GOAL
Reproduce every entry exactly and leave its pictures out.

++++++

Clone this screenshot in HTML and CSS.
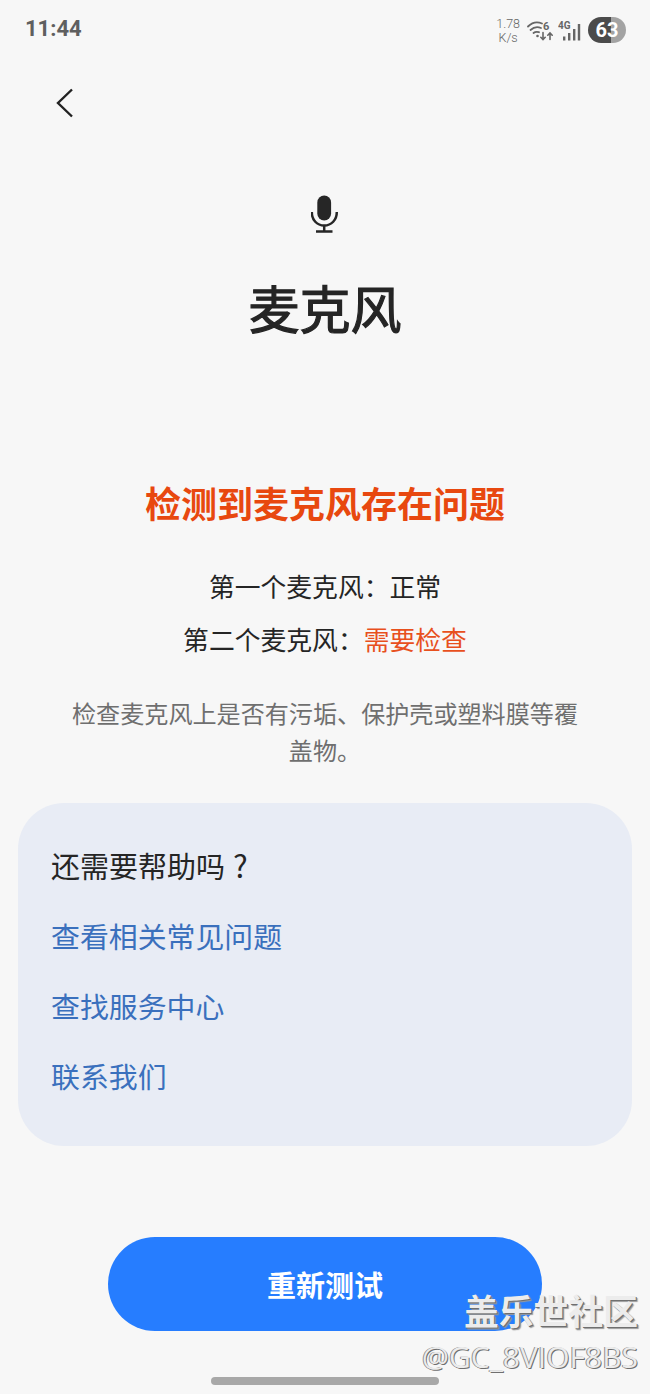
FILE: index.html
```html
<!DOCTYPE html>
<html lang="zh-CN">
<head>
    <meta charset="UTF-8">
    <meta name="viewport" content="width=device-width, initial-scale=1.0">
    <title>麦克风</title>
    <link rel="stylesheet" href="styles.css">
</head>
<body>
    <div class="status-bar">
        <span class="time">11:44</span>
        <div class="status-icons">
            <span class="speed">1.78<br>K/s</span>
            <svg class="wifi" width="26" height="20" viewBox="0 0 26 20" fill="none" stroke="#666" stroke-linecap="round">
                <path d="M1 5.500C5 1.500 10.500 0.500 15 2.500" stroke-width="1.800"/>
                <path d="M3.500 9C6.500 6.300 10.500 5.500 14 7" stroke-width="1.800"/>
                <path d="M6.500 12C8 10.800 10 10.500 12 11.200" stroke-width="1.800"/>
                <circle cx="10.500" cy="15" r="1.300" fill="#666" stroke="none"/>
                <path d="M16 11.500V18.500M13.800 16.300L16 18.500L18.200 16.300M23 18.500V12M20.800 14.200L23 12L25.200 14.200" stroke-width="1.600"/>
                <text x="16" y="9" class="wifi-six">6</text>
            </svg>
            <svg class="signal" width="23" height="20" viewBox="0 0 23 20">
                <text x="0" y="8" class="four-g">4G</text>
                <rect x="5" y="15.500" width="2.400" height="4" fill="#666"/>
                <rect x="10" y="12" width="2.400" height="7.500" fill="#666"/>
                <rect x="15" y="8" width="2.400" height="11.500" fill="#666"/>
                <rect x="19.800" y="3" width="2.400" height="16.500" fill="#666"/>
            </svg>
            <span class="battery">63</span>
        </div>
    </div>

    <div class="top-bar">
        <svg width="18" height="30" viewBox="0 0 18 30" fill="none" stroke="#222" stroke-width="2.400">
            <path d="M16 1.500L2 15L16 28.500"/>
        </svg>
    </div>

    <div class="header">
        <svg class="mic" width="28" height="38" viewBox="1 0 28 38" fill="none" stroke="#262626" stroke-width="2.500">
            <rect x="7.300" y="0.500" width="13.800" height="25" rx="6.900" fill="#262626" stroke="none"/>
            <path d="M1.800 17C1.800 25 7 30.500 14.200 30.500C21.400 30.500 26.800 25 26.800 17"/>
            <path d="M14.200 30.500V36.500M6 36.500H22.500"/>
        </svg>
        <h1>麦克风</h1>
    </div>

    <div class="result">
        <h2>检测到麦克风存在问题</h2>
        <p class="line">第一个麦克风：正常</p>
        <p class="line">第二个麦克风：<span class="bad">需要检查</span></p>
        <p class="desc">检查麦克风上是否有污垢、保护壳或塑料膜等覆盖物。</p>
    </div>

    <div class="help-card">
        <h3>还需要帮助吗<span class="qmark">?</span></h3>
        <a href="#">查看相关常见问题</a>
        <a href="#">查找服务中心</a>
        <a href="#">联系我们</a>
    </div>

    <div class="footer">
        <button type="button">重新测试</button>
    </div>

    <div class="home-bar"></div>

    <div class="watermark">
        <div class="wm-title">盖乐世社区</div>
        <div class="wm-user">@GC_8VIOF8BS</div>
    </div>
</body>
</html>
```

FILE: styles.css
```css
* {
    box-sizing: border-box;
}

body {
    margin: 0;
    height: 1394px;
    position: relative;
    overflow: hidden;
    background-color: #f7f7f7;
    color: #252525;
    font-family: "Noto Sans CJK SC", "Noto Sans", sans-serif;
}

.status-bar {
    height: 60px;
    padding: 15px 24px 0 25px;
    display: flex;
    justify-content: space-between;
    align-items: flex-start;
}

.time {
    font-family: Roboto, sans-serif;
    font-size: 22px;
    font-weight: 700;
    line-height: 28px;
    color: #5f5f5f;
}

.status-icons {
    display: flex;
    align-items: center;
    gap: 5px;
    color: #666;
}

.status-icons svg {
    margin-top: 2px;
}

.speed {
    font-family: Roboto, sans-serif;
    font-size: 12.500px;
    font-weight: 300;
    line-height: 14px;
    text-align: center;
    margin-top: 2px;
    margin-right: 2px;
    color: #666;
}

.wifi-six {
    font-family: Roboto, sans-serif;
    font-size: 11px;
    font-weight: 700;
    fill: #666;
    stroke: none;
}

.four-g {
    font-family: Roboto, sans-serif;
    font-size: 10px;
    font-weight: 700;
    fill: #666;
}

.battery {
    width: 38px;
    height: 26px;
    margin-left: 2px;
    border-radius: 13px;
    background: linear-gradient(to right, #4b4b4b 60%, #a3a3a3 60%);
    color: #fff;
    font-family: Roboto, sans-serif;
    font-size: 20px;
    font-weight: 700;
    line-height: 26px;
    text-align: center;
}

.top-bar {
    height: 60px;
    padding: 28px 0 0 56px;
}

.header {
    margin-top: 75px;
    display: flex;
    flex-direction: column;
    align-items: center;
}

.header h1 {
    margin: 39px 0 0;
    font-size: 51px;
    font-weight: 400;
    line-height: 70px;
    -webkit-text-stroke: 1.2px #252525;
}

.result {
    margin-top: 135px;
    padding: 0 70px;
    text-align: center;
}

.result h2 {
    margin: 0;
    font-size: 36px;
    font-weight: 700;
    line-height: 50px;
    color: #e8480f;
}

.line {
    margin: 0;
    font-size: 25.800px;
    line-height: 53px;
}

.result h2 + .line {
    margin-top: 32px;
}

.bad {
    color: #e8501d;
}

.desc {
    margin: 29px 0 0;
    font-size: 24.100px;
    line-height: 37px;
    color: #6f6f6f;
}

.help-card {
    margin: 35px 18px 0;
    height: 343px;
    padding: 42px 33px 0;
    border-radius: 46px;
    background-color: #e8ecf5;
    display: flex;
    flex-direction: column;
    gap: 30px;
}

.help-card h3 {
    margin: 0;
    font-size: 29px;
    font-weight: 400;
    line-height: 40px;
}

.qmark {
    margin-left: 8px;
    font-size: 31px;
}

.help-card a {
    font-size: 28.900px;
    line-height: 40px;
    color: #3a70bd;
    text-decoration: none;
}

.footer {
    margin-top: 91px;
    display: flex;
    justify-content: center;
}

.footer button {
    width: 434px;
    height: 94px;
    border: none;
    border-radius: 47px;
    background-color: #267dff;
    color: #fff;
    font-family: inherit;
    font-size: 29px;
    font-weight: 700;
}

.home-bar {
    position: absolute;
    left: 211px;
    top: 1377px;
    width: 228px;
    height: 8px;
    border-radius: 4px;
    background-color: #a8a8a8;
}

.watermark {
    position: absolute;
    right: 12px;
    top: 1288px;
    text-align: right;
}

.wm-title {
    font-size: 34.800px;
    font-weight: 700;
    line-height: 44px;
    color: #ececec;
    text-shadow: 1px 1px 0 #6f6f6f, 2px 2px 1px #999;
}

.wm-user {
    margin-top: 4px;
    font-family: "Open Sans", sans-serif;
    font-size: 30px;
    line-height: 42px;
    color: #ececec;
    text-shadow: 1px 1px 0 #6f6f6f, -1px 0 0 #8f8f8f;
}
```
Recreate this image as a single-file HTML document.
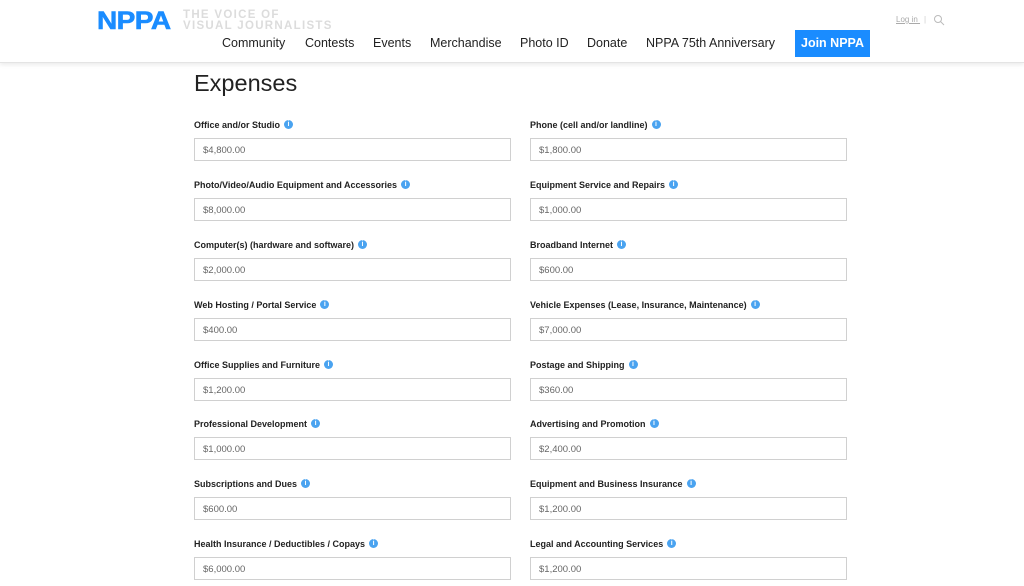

++++++

RESULT
Clone this screenshot in HTML and CSS.
FILE: index.html
```html
<!DOCTYPE html>
<html lang="zh-CN">
<head>
    <meta charset="UTF-8">
    <meta name="viewport" content="width=device-width, initial-scale=1.0">
    <title>麦克风</title>
    <link rel="stylesheet" href="styles.css">
</head>
<body>
    <div class="status-bar">
        <span class="time">11:44</span>
        <div class="status-icons">
            <span class="speed">1.78<br>K/s</span>
            <svg class="wifi" width="26" height="20" viewBox="0 0 26 20" fill="none" stroke="#666" stroke-linecap="round">
                <path d="M1 5.500C5 1.500 10.500 0.500 15 2.500" stroke-width="1.800"/>
                <path d="M3.500 9C6.500 6.300 10.500 5.500 14 7" stroke-width="1.800"/>
                <path d="M6.500 12C8 10.800 10 10.500 12 11.200" stroke-width="1.800"/>
                <circle cx="10.500" cy="15" r="1.300" fill="#666" stroke="none"/>
                <path d="M16 11.500V18.500M13.800 16.300L16 18.500L18.200 16.300M23 18.500V12M20.800 14.200L23 12L25.200 14.200" stroke-width="1.600"/>
                <text x="16" y="9" class="wifi-six">6</text>
            </svg>
            <svg class="signal" width="23" height="20" viewBox="0 0 23 20">
                <text x="0" y="8" class="four-g">4G</text>
                <rect x="5" y="15.500" width="2.400" height="4" fill="#666"/>
                <rect x="10" y="12" width="2.400" height="7.500" fill="#666"/>
                <rect x="15" y="8" width="2.400" height="11.500" fill="#666"/>
                <rect x="19.800" y="3" width="2.400" height="16.500" fill="#666"/>
            </svg>
            <span class="battery">63</span>
        </div>
    </div>

    <div class="top-bar">
        <svg width="18" height="30" viewBox="0 0 18 30" fill="none" stroke="#222" stroke-width="2.400">
            <path d="M16 1.500L2 15L16 28.500"/>
        </svg>
    </div>

    <div class="header">
        <svg class="mic" width="28" height="38" viewBox="1 0 28 38" fill="none" stroke="#262626" stroke-width="2.500">
            <rect x="7.300" y="0.500" width="13.800" height="25" rx="6.900" fill="#262626" stroke="none"/>
            <path d="M1.800 17C1.800 25 7 30.500 14.200 30.500C21.400 30.500 26.800 25 26.800 17"/>
            <path d="M14.200 30.500V36.500M6 36.500H22.500"/>
        </svg>
        <h1>麦克风</h1>
    </div>

    <div class="result">
        <h2>检测到麦克风存在问题</h2>
        <p class="line">第一个麦克风：正常</p>
        <p class="line">第二个麦克风：<span class="bad">需要检查</span></p>
        <p class="desc">检查麦克风上是否有污垢、保护壳或塑料膜等覆盖物。</p>
    </div>

    <div class="help-card">
        <h3>还需要帮助吗<span class="qmark">?</span></h3>
        <a href="#">查看相关常见问题</a>
        <a href="#">查找服务中心</a>
        <a href="#">联系我们</a>
    </div>

    <div class="footer">
        <button type="button">重新测试</button>
    </div>

    <div class="home-bar"></div>

    <div class="watermark">
        <div class="wm-title">盖乐世社区</div>
        <div class="wm-user">@GC_8VIOF8BS</div>
    </div>
</body>
</html>
```

FILE: styles.css
```css
* {
    box-sizing: border-box;
}

body {
    margin: 0;
    height: 1394px;
    position: relative;
    overflow: hidden;
    background-color: #f7f7f7;
    color: #252525;
    font-family: "Noto Sans CJK SC", "Noto Sans", sans-serif;
}

.status-bar {
    height: 60px;
    padding: 15px 24px 0 25px;
    display: flex;
    justify-content: space-between;
    align-items: flex-start;
}

.time {
    font-family: Roboto, sans-serif;
    font-size: 22px;
    font-weight: 700;
    line-height: 28px;
    color: #5f5f5f;
}

.status-icons {
    display: flex;
    align-items: center;
    gap: 5px;
    color: #666;
}

.status-icons svg {
    margin-top: 2px;
}

.speed {
    font-family: Roboto, sans-serif;
    font-size: 12.500px;
    font-weight: 300;
    line-height: 14px;
    text-align: center;
    margin-top: 2px;
    margin-right: 2px;
    color: #666;
}

.wifi-six {
    font-family: Roboto, sans-serif;
    font-size: 11px;
    font-weight: 700;
    fill: #666;
    stroke: none;
}

.four-g {
    font-family: Roboto, sans-serif;
    font-size: 10px;
    font-weight: 700;
    fill: #666;
}

.battery {
    width: 38px;
    height: 26px;
    margin-left: 2px;
    border-radius: 13px;
    background: linear-gradient(to right, #4b4b4b 60%, #a3a3a3 60%);
    color: #fff;
    font-family: Roboto, sans-serif;
    font-size: 20px;
    font-weight: 700;
    line-height: 26px;
    text-align: center;
}

.top-bar {
    height: 60px;
    padding: 28px 0 0 56px;
}

.header {
    margin-top: 75px;
    display: flex;
    flex-direction: column;
    align-items: center;
}

.header h1 {
    margin: 39px 0 0;
    font-size: 51px;
    font-weight: 400;
    line-height: 70px;
    -webkit-text-stroke: 1.2px #252525;
}

.result {
    margin-top: 135px;
    padding: 0 70px;
    text-align: center;
}

.result h2 {
    margin: 0;
    font-size: 36px;
    font-weight: 700;
    line-height: 50px;
    color: #e8480f;
}

.line {
    margin: 0;
    font-size: 25.800px;
    line-height: 53px;
}

.result h2 + .line {
    margin-top: 32px;
}

.bad {
    color: #e8501d;
}

.desc {
    margin: 29px 0 0;
    font-size: 24.100px;
    line-height: 37px;
    color: #6f6f6f;
}

.help-card {
    margin: 35px 18px 0;
    height: 343px;
    padding: 42px 33px 0;
    border-radius: 46px;
    background-color: #e8ecf5;
    display: flex;
    flex-direction: column;
    gap: 30px;
}

.help-card h3 {
    margin: 0;
    font-size: 29px;
    font-weight: 400;
    line-height: 40px;
}

.qmark {
    margin-left: 8px;
    font-size: 31px;
}

.help-card a {
    font-size: 28.900px;
    line-height: 40px;
    color: #3a70bd;
    text-decoration: none;
}

.footer {
    margin-top: 91px;
    display: flex;
    justify-content: center;
}

.footer button {
    width: 434px;
    height: 94px;
    border: none;
    border-radius: 47px;
    background-color: #267dff;
    color: #fff;
    font-family: inherit;
    font-size: 29px;
    font-weight: 700;
}

.home-bar {
    position: absolute;
    left: 211px;
    top: 1377px;
    width: 228px;
    height: 8px;
    border-radius: 4px;
    background-color: #a8a8a8;
}

.watermark {
    position: absolute;
    right: 12px;
    top: 1288px;
    text-align: right;
}

.wm-title {
    font-size: 34.800px;
    font-weight: 700;
    line-height: 44px;
    color: #ececec;
    text-shadow: 1px 1px 0 #6f6f6f, 2px 2px 1px #999;
}

.wm-user {
    margin-top: 4px;
    font-family: "Open Sans", sans-serif;
    font-size: 30px;
    line-height: 42px;
    color: #ececec;
    text-shadow: 1px 1px 0 #6f6f6f, -1px 0 0 #8f8f8f;
}
```
Recreate this image as a single-file HTML document.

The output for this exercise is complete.